Bought these last week off of Kurtzimrodder.

They are replacing the CLE51s in a CLE51 comp set that was replacing a blown Focal Polyglass set. The CLE51 set never gave me what I wanted. Even though it was louder than the Focals it replaced, and maybe went lower and louder without distorting, it was imprecise and harsh throughout.

So I threw the Aura 5.25s in hoping for some relief and boy did I get it!

These things sound absolutely amazing, and even allowed me to unbridge my 4 channel amp (they require less power than the CDTs did), freeing up two channels. They are so precise and so warm without being mellow. I wound up keeping the tweeters from the Focal set on...liked those marginally better than the CDTs, but just when I thought I was going to have a complete CDT comp set to put on ebay, I tried the old Focal crossover with the Aura mids + Focal tweets and boy did it suck. I mean it sounded like garbage. So I'm keeping the CDT crossovers for now.
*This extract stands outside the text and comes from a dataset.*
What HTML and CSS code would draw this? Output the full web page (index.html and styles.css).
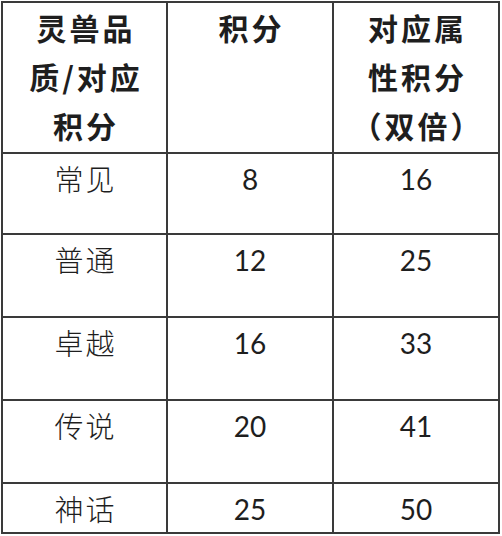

I really like these speakers, I even drove around for a bit listening to different music on them. Unlike the CDTs, which seemed to basically be an SPL speaker, these are truly a pleasure to listen to.

Thanks Kurtzimrodder!!!


----------



## Kuztimrodder (Jan 10, 2007)

I'm happy you like them...even if you didn't spell my name correctly 

So how exactly do you have them crossed over? If they are passive then you will really like them with an active cross over. I'm not even gonna tell you how good the tweeters are that I robbed from the set I would feel comfortable saying that you would be in sound heaven if you replaced the Focal tweeters with Seas Neo tweeters. I havn't compared the Auras to the Seas first hand but have read every review on the Seas and the Auras sound exactly how the Seas are described. Aura MR mids with Seas Neo tweeters crossed active would be an awesome combo. 

Thanks again for the smooth sale. You are a great buyer to business with


----------



## LongArm_Jeep (Apr 17, 2008)

Just got home, was out tonight. Even with the the doors off the Jeep (speakers are in the dash), everything I listened to from the Chemical Brothers to Flume sounded amazing. Somehow I hit the jackpot with this combo--audio nirvana. 

I'm not saying they sound better than anything in the world, but they sound better than any car audio system I have heard before.

Thanks again!


----------



## Headknocker (Feb 3, 2006)

I can attest to your review of the Aura MR's. I've been using Aura MR6.1's in custom kickpanel pods and Aura MR62's in the rear factory locations in my '98 CRV for around five years now.

The clarity is outstanding but there's a warmth to them so they're never fatiguing. Aura's MR1 silk dome tweeter is/was a sweetheart.

I even have a spare brand new set of MR5.1's waiting in the wings whenever the 6.1's give up the ghost.


----------